Almost immediately after Hamas’s October 7, 2023 attack on Israel, Biden voiced uncompromising support for the US ally.
He backed a “swift, decisive and overwhelming” Israeli response against Hamas. The White House also rushed to seek additional funds from Congress for military aid to Israel to help finance the war.
Washington resisted calls for a ceasefire despite the growing humanitarian crisis for months, arguing that Israel had a “right” to go after Hamas.
Recent reporting by ProPublica and the Reuters news agency showed that the Biden administration received and ignored internal warnings about possible Israeli war crimes in Gaza and pushed on with its arms transfers to Israel.
Biden embraces Netanyahu in Tel Aviv, October 18, 2023 [Evelyn Hockstein/Reuters]
As domestic and international discontent grew after Israel razed large parts of Gaza, displaced nearly all of the Palestinian territory’s 2.3 million inhabitants and brought them to the verge of famine, Biden began to soften his tone.
In recent months, the US adopted the term “ceasefire” to call for a deal that would see an end to the fighting in Gaza and the release of Israeli captives held by Palestinian groups in the besieged enclave.
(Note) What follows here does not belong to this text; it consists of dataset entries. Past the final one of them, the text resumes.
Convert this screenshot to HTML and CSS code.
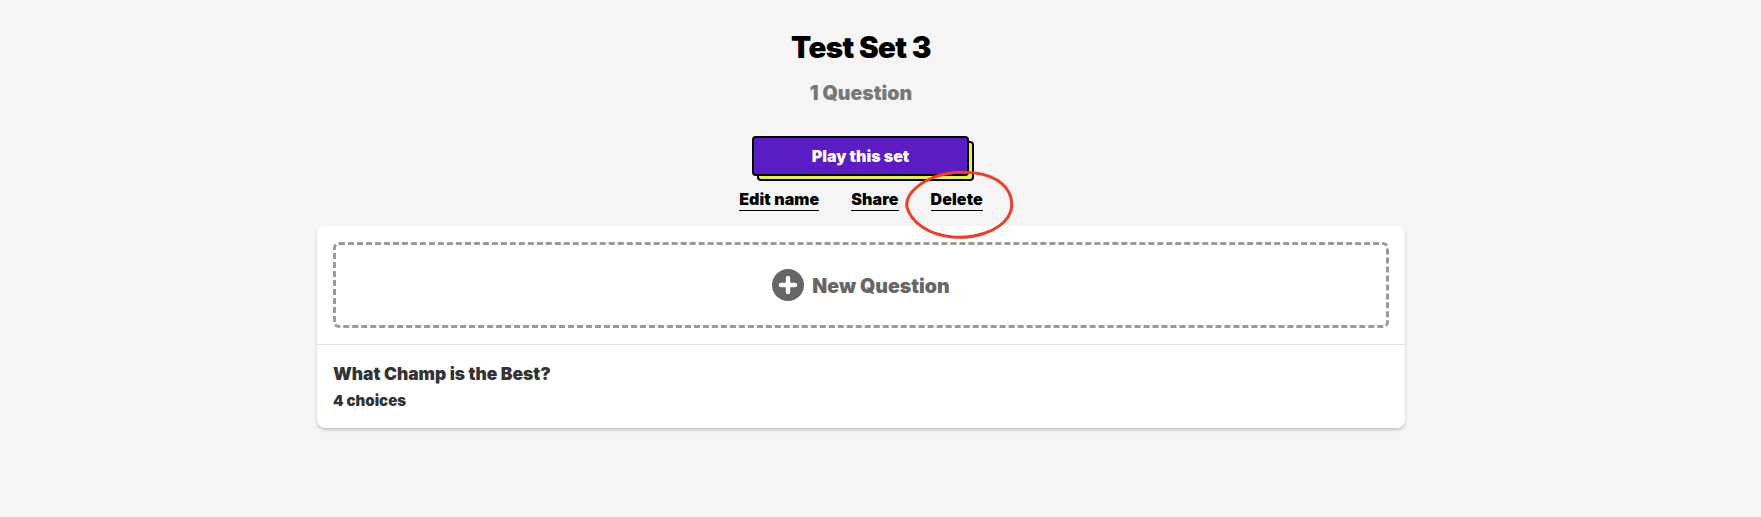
FILE: index.html
```html
<!DOCTYPE html>
<html lang="en">
<head>
<meta charset="utf-8">
<title>Test Set 3</title>
<link rel="stylesheet" href="styles.css">
</head>
<body>
<main class="page">
  <header class="head">
    <h1 class="title">Test Set 3</h1>
    <p class="count">1 Question</p>
    <a class="play" href="#">Play this set</a>
    <nav class="links">
      <a class="link" href="#">Edit name</a>
      <a class="link" href="#">Share</a>
      <span class="delete-wrap">
        <a class="link" href="#">Delete</a>
        <svg class="circle" width="116" height="72" viewBox="0 0 116 72" aria-hidden="true">
          <path d="M30 9C48 1 78 1 95 11c14 9 19 24 11 37-9 14-33 22-56 20C28 66 9 54 5 38 3 27 14 16 30 9c6-3 12-4 20-5" fill="none" stroke="#f23c24" stroke-width="3" stroke-linecap="round"/>
        </svg>
      </span>
    </nav>
  </header>
  <section class="card">
    <div class="new-wrap">
      <a class="new" href="#">
        <svg width="32" height="32" viewBox="0 0 32 32" aria-hidden="true">
          <circle cx="16" cy="16" r="16" fill="#666"/>
          <path d="M16 9v14M9 16h14" stroke="#fff" stroke-width="4.4" stroke-linecap="round"/>
        </svg>
        <span class="new-label">New Question</span>
      </a>
    </div>
    <div class="item">
      <div class="q">What Champ is the Best?</div>
      <div class="choices">4 choices</div>
    </div>
  </section>
</main>
</body>
</html>
```
FILE: styles.css
```css
* { box-sizing: border-box; }
html, body { margin: 0; height: 100%; }
body {
  background: #f5f5f5;
  font-family: "Inter", "Liberation Sans", sans-serif;
  font-weight: 900;
  overflow: hidden;
  padding-right: 39px;
}
.page { width: 1088px; margin: 0 auto; }
.head { display: flex; flex-direction: column; align-items: center; }
.title {
  margin: 26px 0 0;
  font-size: 29.5px;
  line-height: 42px;
  font-weight: 900;
  color: #000;
  letter-spacing: -0.6px;
}
.count {
  margin: 13px 0 0;
  font-size: 19.5px;
  line-height: 24px;
  color: #777;
}
.play {
  display: block;
  width: 217px;
  height: 40px;
  margin: 31px 1px 0 0;
  background: #5b1cc4;
  border: 2px solid #000;
  border-radius: 4px;
  box-shadow: 5px 5px 0 -2px #e6f53c, 5px 5px 0 0 #000;
  color: #fff;
  font-size: 16px;
  line-height: 36px;
  text-align: center;
  text-decoration: none;
}
.links { display: flex; gap: 32px; margin-top: 13px; height: 37px; }
.link {
  display: block;
  height: 22px;
  color: #000;
  font-size: 16px;
  letter-spacing: 0.1px;
  line-height: 20px;
  text-decoration: none;
  border-bottom: 1px solid #000;
}
.delete-wrap { position: relative; display: block; }
.circle { position: absolute; left: -29px; top: -20px; }
.card {
  background: #fff;
  border-radius: 8px;
  box-shadow: 0 2px 3px rgba(0, 0, 0, 0.2);
}
.new-wrap { padding: 16px; border-bottom: 1px solid #e2e2e2; }
.new {
  display: flex;
  align-items: center;
  justify-content: center;
  gap: 8px;
  height: 86px;
  border: 3px dashed #9a9a9a;
  border-radius: 6px;
  color: #666;
  font-size: 19.5px;
  text-decoration: none;
}
.new-label { padding-top: 2px; }
.item { padding: 17px 16px 15px; color: #333; }
.q { font-size: 17.4px; line-height: 24px; }
.choices { margin-top: 3px; font-size: 15px; line-height: 24px; }
```
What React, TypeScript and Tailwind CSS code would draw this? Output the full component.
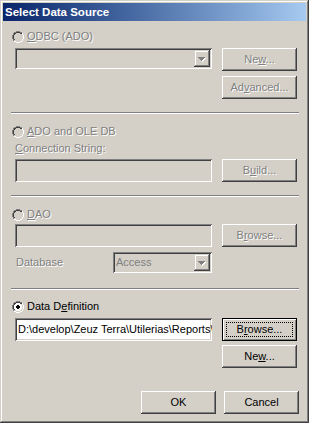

But it has done little to pressure Netanyahu to accept an agreement.
Whether Biden and his aides truly wanted a ceasefire and failed to achieve it or they used the diplomatic push as a distraction from the horrors of Israel’s US-backed war, the result is the same – an expanding war and tens of thousands of innocent people getting killed.
“The evidence suggests that it’s politically advantageous for them to say they support a ceasefire, but not do anything to actually secure it,” said Ryan Costello, a policy director at the National Iranian American Council (NIAC), a US-based group that promotes US diplomacy with Tehran.
Jahshan also said that the Biden administration did not offer fair ceasefire proposals as it continued to arm Israel.
“What’s the value of a ceasefire if those who are offering it continue to offer the tools of war to one of the parties,” he said. “That’s not a ceasefire; that’s an invitation to continue the fight.”